**Aim**
Transcribe each entry below exactly. Pictures do not go in the copy.

**Input**
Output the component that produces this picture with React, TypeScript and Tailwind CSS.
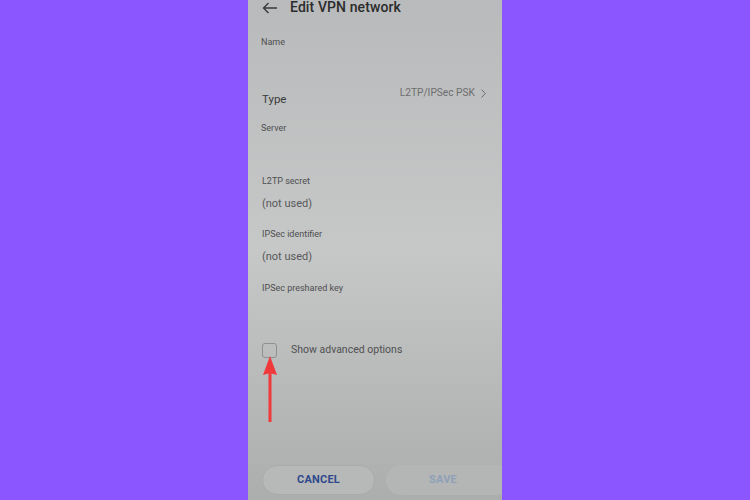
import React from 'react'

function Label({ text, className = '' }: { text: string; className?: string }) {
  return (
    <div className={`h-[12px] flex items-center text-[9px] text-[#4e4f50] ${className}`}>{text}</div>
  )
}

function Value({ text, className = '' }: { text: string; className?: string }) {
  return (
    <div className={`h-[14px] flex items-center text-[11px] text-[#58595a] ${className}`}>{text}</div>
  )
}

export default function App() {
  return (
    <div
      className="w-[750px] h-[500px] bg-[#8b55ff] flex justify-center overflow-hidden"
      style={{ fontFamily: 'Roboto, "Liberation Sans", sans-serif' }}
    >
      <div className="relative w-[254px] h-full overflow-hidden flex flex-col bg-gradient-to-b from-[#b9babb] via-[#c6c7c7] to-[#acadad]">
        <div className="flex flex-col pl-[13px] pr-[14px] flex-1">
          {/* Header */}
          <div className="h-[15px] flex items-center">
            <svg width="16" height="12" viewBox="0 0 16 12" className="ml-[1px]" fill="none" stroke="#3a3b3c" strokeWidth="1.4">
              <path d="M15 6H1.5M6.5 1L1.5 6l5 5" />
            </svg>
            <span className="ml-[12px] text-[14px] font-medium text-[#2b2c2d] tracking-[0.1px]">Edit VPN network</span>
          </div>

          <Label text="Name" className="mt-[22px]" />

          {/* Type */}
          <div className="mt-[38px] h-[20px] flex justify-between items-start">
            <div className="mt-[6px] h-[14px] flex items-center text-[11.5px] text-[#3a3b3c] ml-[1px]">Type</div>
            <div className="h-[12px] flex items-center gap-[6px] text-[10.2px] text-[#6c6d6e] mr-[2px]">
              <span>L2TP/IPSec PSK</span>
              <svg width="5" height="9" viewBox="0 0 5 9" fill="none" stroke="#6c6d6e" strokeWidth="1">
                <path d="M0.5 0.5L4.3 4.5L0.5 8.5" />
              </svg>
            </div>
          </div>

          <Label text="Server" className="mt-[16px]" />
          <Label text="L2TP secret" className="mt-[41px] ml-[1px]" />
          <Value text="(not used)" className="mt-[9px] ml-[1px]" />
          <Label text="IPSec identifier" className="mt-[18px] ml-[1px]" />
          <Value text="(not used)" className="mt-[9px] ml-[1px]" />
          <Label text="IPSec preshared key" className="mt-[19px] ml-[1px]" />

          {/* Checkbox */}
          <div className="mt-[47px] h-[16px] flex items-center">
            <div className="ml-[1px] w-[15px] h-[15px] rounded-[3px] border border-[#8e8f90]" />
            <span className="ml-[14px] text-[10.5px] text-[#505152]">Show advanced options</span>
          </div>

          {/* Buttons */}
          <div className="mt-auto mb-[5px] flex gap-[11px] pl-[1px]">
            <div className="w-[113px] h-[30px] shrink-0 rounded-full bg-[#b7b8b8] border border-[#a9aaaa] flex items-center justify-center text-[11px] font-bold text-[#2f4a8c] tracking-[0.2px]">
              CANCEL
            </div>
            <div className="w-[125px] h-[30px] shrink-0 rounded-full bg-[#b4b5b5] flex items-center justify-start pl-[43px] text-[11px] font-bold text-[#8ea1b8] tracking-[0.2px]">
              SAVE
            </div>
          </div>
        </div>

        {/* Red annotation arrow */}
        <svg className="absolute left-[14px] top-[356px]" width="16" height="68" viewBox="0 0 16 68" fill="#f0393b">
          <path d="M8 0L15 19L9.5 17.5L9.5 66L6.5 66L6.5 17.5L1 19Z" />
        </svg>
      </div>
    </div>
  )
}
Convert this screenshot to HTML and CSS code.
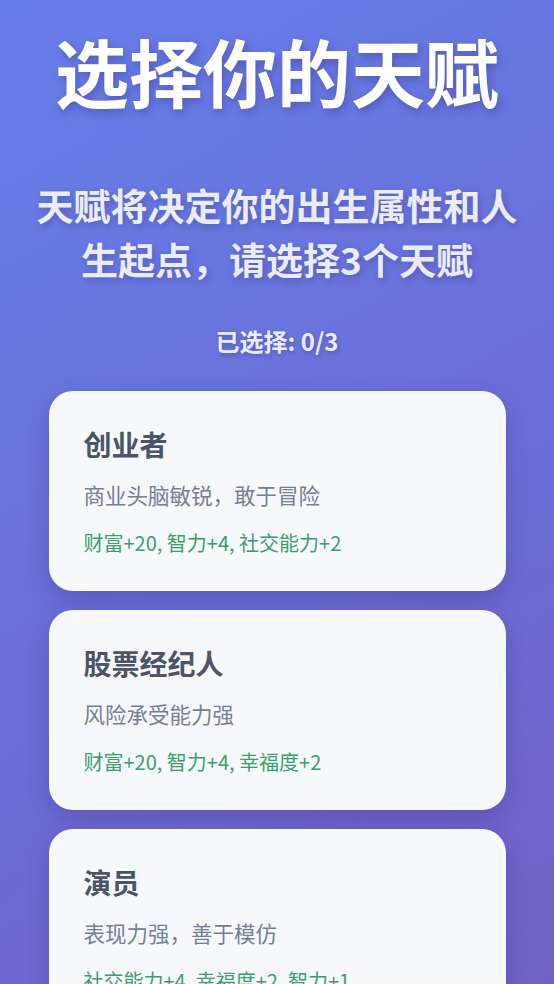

**Written response**
Output the component that produces this picture with React, TypeScript and Tailwind CSS.
import React from 'react'

function Label({ text, className = '' }: { text: string; className?: string }) {
  return (
    <div className={`h-[12px] flex items-center text-[9px] text-[#4e4f50] ${className}`}>{text}</div>
  )
}

function Value({ text, className = '' }: { text: string; className?: string }) {
  return (
    <div className={`h-[14px] flex items-center text-[11px] text-[#58595a] ${className}`}>{text}</div>
  )
}

export default function App() {
  return (
    <div
      className="w-[750px] h-[500px] bg-[#8b55ff] flex justify-center overflow-hidden"
      style={{ fontFamily: 'Roboto, "Liberation Sans", sans-serif' }}
    >
      <div className="relative w-[254px] h-full overflow-hidden flex flex-col bg-gradient-to-b from-[#b9babb] via-[#c6c7c7] to-[#acadad]">
        <div className="flex flex-col pl-[13px] pr-[14px] flex-1">
          {/* Header */}
          <div className="h-[15px] flex items-center">
            <svg width="16" height="12" viewBox="0 0 16 12" className="ml-[1px]" fill="none" stroke="#3a3b3c" strokeWidth="1.4">
              <path d="M15 6H1.5M6.5 1L1.5 6l5 5" />
            </svg>
            <span className="ml-[12px] text-[14px] font-medium text-[#2b2c2d] tracking-[0.1px]">Edit VPN network</span>
          </div>

          <Label text="Name" className="mt-[22px]" />

          {/* Type */}
          <div className="mt-[38px] h-[20px] flex justify-between items-start">
            <div className="mt-[6px] h-[14px] flex items-center text-[11.5px] text-[#3a3b3c] ml-[1px]">Type</div>
            <div className="h-[12px] flex items-center gap-[6px] text-[10.2px] text-[#6c6d6e] mr-[2px]">
              <span>L2TP/IPSec PSK</span>
              <svg width="5" height="9" viewBox="0 0 5 9" fill="none" stroke="#6c6d6e" strokeWidth="1">
                <path d="M0.5 0.5L4.3 4.5L0.5 8.5" />
              </svg>
            </div>
          </div>

          <Label text="Server" className="mt-[16px]" />
          <Label text="L2TP secret" className="mt-[41px] ml-[1px]" />
          <Value text="(not used)" className="mt-[9px] ml-[1px]" />
          <Label text="IPSec identifier" className="mt-[18px] ml-[1px]" />
          <Value text="(not used)" className="mt-[9px] ml-[1px]" />
          <Label text="IPSec preshared key" className="mt-[19px] ml-[1px]" />

          {/* Checkbox */}
          <div className="mt-[47px] h-[16px] flex items-center">
            <div className="ml-[1px] w-[15px] h-[15px] rounded-[3px] border border-[#8e8f90]" />
            <span className="ml-[14px] text-[10.5px] text-[#505152]">Show advanced options</span>
          </div>

          {/* Buttons */}
          <div className="mt-auto mb-[5px] flex gap-[11px] pl-[1px]">
            <div className="w-[113px] h-[30px] shrink-0 rounded-full bg-[#b7b8b8] border border-[#a9aaaa] flex items-center justify-center text-[11px] font-bold text-[#2f4a8c] tracking-[0.2px]">
              CANCEL
            </div>
            <div className="w-[125px] h-[30px] shrink-0 rounded-full bg-[#b4b5b5] flex items-center justify-start pl-[43px] text-[11px] font-bold text-[#8ea1b8] tracking-[0.2px]">
              SAVE
            </div>
          </div>
        </div>

        {/* Red annotation arrow */}
        <svg className="absolute left-[14px] top-[356px]" width="16" height="68" viewBox="0 0 16 68" fill="#f0393b">
          <path d="M8 0L15 19L9.5 17.5L9.5 66L6.5 66L6.5 17.5L1 19Z" />
        </svg>
      </div>
    </div>
  )
}
Convert this screenshot to HTML and CSS code.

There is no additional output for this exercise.